Operating income for the second quarter of 2016 was $11.2 million compared to $9.3 million for the second quarter of 2015.  As a percentage of net sales, operating income was 3.8% in the second quarter of 2016 compared to 3.3% in the prior year’s second quarter.  The increase in operating income as a percentage of net sales was driven primarily from the improvement in the Company’s operating expense ratio discussed above, partially offset by a decrease in gross profit margins.

Interest expense increased to $25.7 million for the second quarter of 2016 compared to $3.6 million in the second quarter of 2015 due to a $22.3 million loss on the extinguishment of debt as a result of the Company’s previously disclosed refinancing completed on June 22, 2016.

The net loss for the second quarter of 2016 was $8.5 million, or $0.33 per diluted share, compared to net income of $3.4 million, or $0.13 per diluted share, for the second quarter of 2015.

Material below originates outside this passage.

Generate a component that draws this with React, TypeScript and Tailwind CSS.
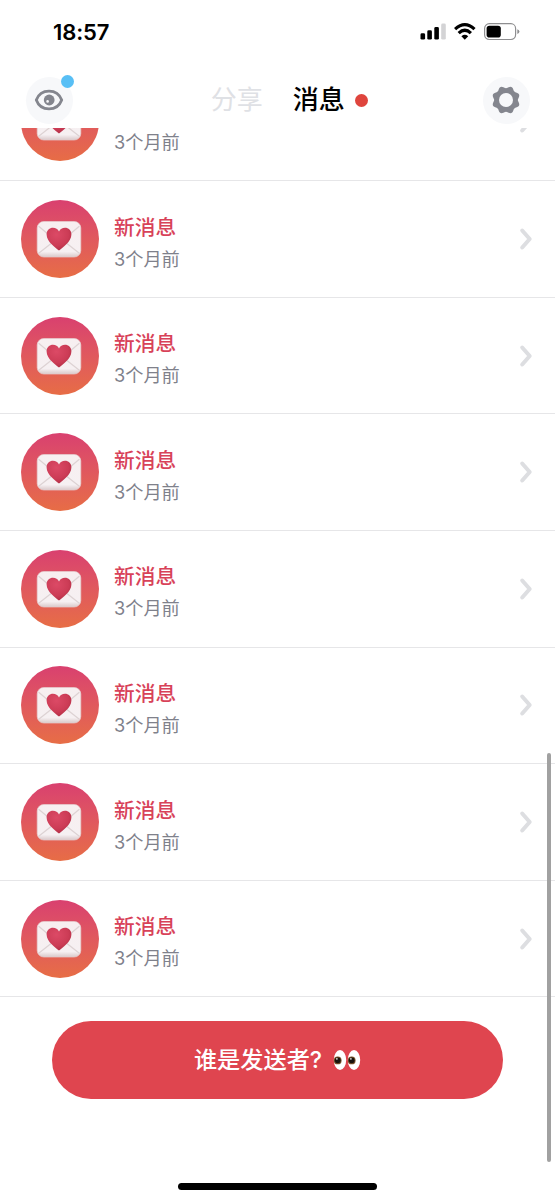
import React from 'react';

interface Message {
  id: number;
  title?: string;
  time: string;
}

// the first row is scrolled halfway under the header, only its time shows
const messages: Message[] = Array.from({ length: 8 }, (_, id) => ({
  id,
  title: id === 0 ? undefined : '新消息',
  time: '3个月前',
}));

// eight-lobed outline, valleys on the axes
const gearPath =
  Array.from({ length: 96 }, (_, i) => {
    const a = (i / 96) * Math.PI * 2;
    const r = 13 - 1.15 * Math.cos(8 * a);
    return `${i ? 'L' : 'M'}${(15 + r * Math.cos(a)).toFixed(2)} ${(15 + r * Math.sin(a)).toFixed(2)}`;
  }).join('') + 'Z';

function StatusBar() {
  return (
    <div className="flex h-[72px] shrink-0 items-start justify-between pl-[53px] pr-[35px] pt-[18px]">
      <span className="text-[22px] font-semibold leading-7 tracking-[-0.1px]">18:57</span>
      <svg className="mt-1" width="100" height="20" viewBox="0 0 100 20">
        <rect x="0.5" y="11.3" width="4.6" height="6.3" rx="1.4" />
        <rect x="7.3" y="8.3" width="4.6" height="9.3" rx="1.4" />
        <rect x="14.3" y="5" width="4.6" height="12.6" rx="1.4" />
        <rect x="21.2" y="1.6" width="4.6" height="16" rx="1.4" fill="#d3d3d5" />
        <g fill="none" stroke="#000" strokeWidth="3.2">
          <path d="M35.1 7.1Q44.8 -1.8 54.5 7.1" />
          <path d="M38.7 11.2Q44.8 5.3 50.9 11.2" />
        </g>
        <path d="M41.4 14.2Q44.8 11.3 48.2 14.2L44.8 17.8Z" />
        <rect x="64.6" y="1.7" width="31" height="15.8" rx="4.7" fill="none" stroke="#8e8e90" strokeWidth="1.2" />
        <rect x="66.6" y="3.7" width="14.2" height="11.8" rx="2.8" />
        <path d="M97.3 7.2Q99.4 7.9 99.4 9.6T97.3 12Z" fill="#8e8e90" />
      </svg>
    </div>
  );
}

function Header() {
  return (
    <header className="flex h-14 shrink-0 items-center justify-between px-[26px]">
      <button className="relative flex size-[47px] items-center justify-center rounded-full bg-[#f7f8fa]">
        <svg className="mr-[1px]" width="30" height="24" viewBox="0 0 30 24">
          <path
            d="M2.3 12C4.6 5.8 9.4 3.1 15 3.1S25.4 5.8 27.7 12C25.4 18.2 20.6 20.9 15 20.9S4.6 18.2 2.3 12Z"
            fill="none"
            stroke="#84868e"
            strokeWidth="2.8"
            strokeLinejoin="round"
          />
          <circle cx="15.2" cy="12" r="5.4" fill="#84868e" />
          <circle cx="13.6" cy="13.4" r="1.3" fill="#f7f8fa" />
        </svg>
        <span className="absolute -right-[1px] -top-[2px] size-[13px] rounded-full bg-[#58bff5]" />
      </button>
      <nav className="ml-[23px] flex items-center text-[26px] leading-10">
        <span className="text-[#dfe1e5]">分享</span>
        <span className="ml-[30px] font-medium text-black">消息</span>
        <span className="ml-[10px] size-[13px] rounded-full bg-[#df453d]" />
      </nav>
      <button className="-mr-[0.5px] flex size-[47px] items-center justify-center rounded-full bg-[#f7f8fa]">
        <svg width="30" height="30" viewBox="0 0 30 30">
          <path d={gearPath} fill="#84868e" />
          <circle cx="15" cy="15" r="7" fill="#f7f8fa" />
        </svg>
      </button>
    </header>
  );
}

function LoveLetter() {
  return (
    <svg className="mr-[2px]" width="46" height="38" viewBox="0 0 46 38">
      <defs>
        <linearGradient id="paper" x1="0" y1="0" x2="0" y2="1">
          <stop offset="0" stopColor="#f7eff0" />
          <stop offset="0.85" stopColor="#f6f0f2" />
          <stop offset="1" stopColor="#d9c9ca" />
        </linearGradient>
        <radialGradient id="heart" cx="0.4" cy="0.3" r="0.8">
          <stop offset="0" stopColor="#dc4a66" />
          <stop offset="0.6" stopColor="#cc3c56" />
          <stop offset="1" stopColor="#a92a3f" />
        </radialGradient>
      </defs>
      <rect x="1.2" y="1.5" width="43.6" height="35.5" rx="6.5" fill="url(#paper)" stroke="#e5cfd0" strokeWidth="0.7" />
      <g fill="none" stroke="#ddd2d3" strokeWidth="1.2" strokeLinecap="round">
        <path d="M3 33L17 22M43 33L29 22" />
        <path d="M3 6.5L19.5 20.5Q23 23 26.5 20.5L43 6.5" />
      </g>
      <path
        d="M23 30.6C20 28 10.6 21.7 10.6 14.4C10.6 10.2 13.6 7.8 17 7.8C19.7 7.8 21.8 9.2 23 11.4C24.2 9.2 26.3 7.8 29 7.8C32.4 7.8 35.4 10.2 35.4 14.4C35.4 21.7 26 28 23 30.6Z"
        fill="url(#heart)"
      />
    </svg>
  );
}

function MessageRow({ message }: { message: Message }) {
  return (
    <li className="flex h-[116.6px] shrink-0 items-center border-b border-[#e6e6e8] pl-[21px] pr-[22px]">
      <div className="flex size-[78px] items-center justify-center rounded-full bg-gradient-to-b from-[#d9406f] to-[#e76d45]">
        <LoveLetter />
      </div>
      <div className="ml-[15px] flex-1 pt-2">
        <p className="h-8 text-[20.7px] font-medium leading-8 text-[#d84259]">{message.title}</p>
        <p className="-mt-[1px] text-[18.2px] leading-8 text-[#7f818b]">{message.time}</p>
      </div>
      <svg width="14" height="24" viewBox="0 0 14 24">
        <path d="M3.2 3.5L10.7 12L3.2 20.5" fill="none" stroke="#dddee1" strokeWidth="4" strokeLinecap="round" strokeLinejoin="round" />
      </svg>
    </li>
  );
}

function Eyes() {
  return (
    <svg width="28" height="22" viewBox="0 0 28 22">
      {[7, 21].map((x) => (
        <g key={x}>
          <ellipse cx={x} cy="11" rx="6.2" ry="10" fill="#fff" />
          <circle cx={x - 2.3} cy="11.4" r="3.9" fill="#76502a" />
          <circle cx={x - 2.3} cy="11.3" r="2.9" fill="#17120d" />
          <circle cx={x - 3.1} cy="9.9" r="0.8" fill="#fff" />
        </g>
      ))}
    </svg>
  );
}

export default function App() {
  return (
    <div className="relative flex h-[1200px] w-[555px] flex-col overflow-hidden bg-white font-['Inter','Noto_Sans_CJK_SC',sans-serif] text-black">
      <StatusBar />
      <Header />
      <ul className="flex h-[869.4px] shrink-0 flex-col justify-end overflow-hidden">
        {messages.map((message) => (
          <MessageRow key={message.id} message={message} />
        ))}
      </ul>
      <div className="flex flex-1 flex-col items-center justify-between pb-[10px] pt-[23.6px]">
        <button className="flex h-[78px] w-[451px] items-center justify-center rounded-full bg-[#df454f] text-[23.2px] font-medium text-white">
          谁是发送者?
          <span className="ml-[11px]">
            <Eyes />
          </span>
        </button>
        <div className="h-[7px] w-[199px] rounded-full bg-black" />
      </div>
      {/* scroll indicator */}
      <div className="absolute right-[4px] top-[753px] h-[409px] w-[4px] rounded-full bg-[#a1a1a1]" />
    </div>
  );
}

On a non-GAAP basis, adjusted EBITDA1 was $15.3 million for the second quarter of 2016 compared to $18.7 million for the second quarter of 2015. For the second quarter of 2016, modified pro forma net income1 was $3.9 million and modified pro forma EPS1 was $0.15 compared to modified pro forma net income of $5.7 million and modified pro forma EPS of $0.21 for the second quarter of 2015.

Full Year 2016 Guidance
Based on second quarter results as well as current trends in the business, the Company is updating its financial guidance for fiscal year 2016, which includes a 53rd week.  The Company now expects the following:

  • Net sales between $1.18 billion and $1.20 billion
  • Net loss between $3.0 million and $1.0 million
  • Net loss per diluted share between $0.09 and $0.01
  • Adjusted EBITDA between $53.0 million and $58.5 million
  • Modified pro forma net income per diluted share between $0.38 and $0.46

This guidance is based on an effective tax rate of approximately 41.0% to 41.5% and fully diluted shares of approximately 27.25 million shares.  For purposes of calculating the modified pro forma diluted EPS the Company has assumed that the convertible debt will be dilutive for the full year and as such the Company added back $537,000 of interest, after tax, to net loss and assumed conversion into 1,237,374 shares and included these in the diluted weighted average shares.

Second Quarter 2016 Earnings Conference Call
The Company will host a conference call to discuss second quarter 2016 financial results today at 5:00 p.m. ET. Hosting the call will be Chris Pappas, chairman and chief executive officer, and John Austin, chief financial officer. The conference call will be webcast live from the Company’s investor relations website at http://investors.chefswarehouse.com/. The call can also be accessed live over the phone by dialing (877) 407-4018, or for international callers (201) 689-8471. A replay will be available one hour after the call and can be accessed by dialing (877) 870-5176 or (858) 384-5517 for international callers; the conference ID is 13641662. The replay will be available until Tuesday, August 9, 2016, and an online archive of the webcast will be available on the Company’s investor relations website for 30 days.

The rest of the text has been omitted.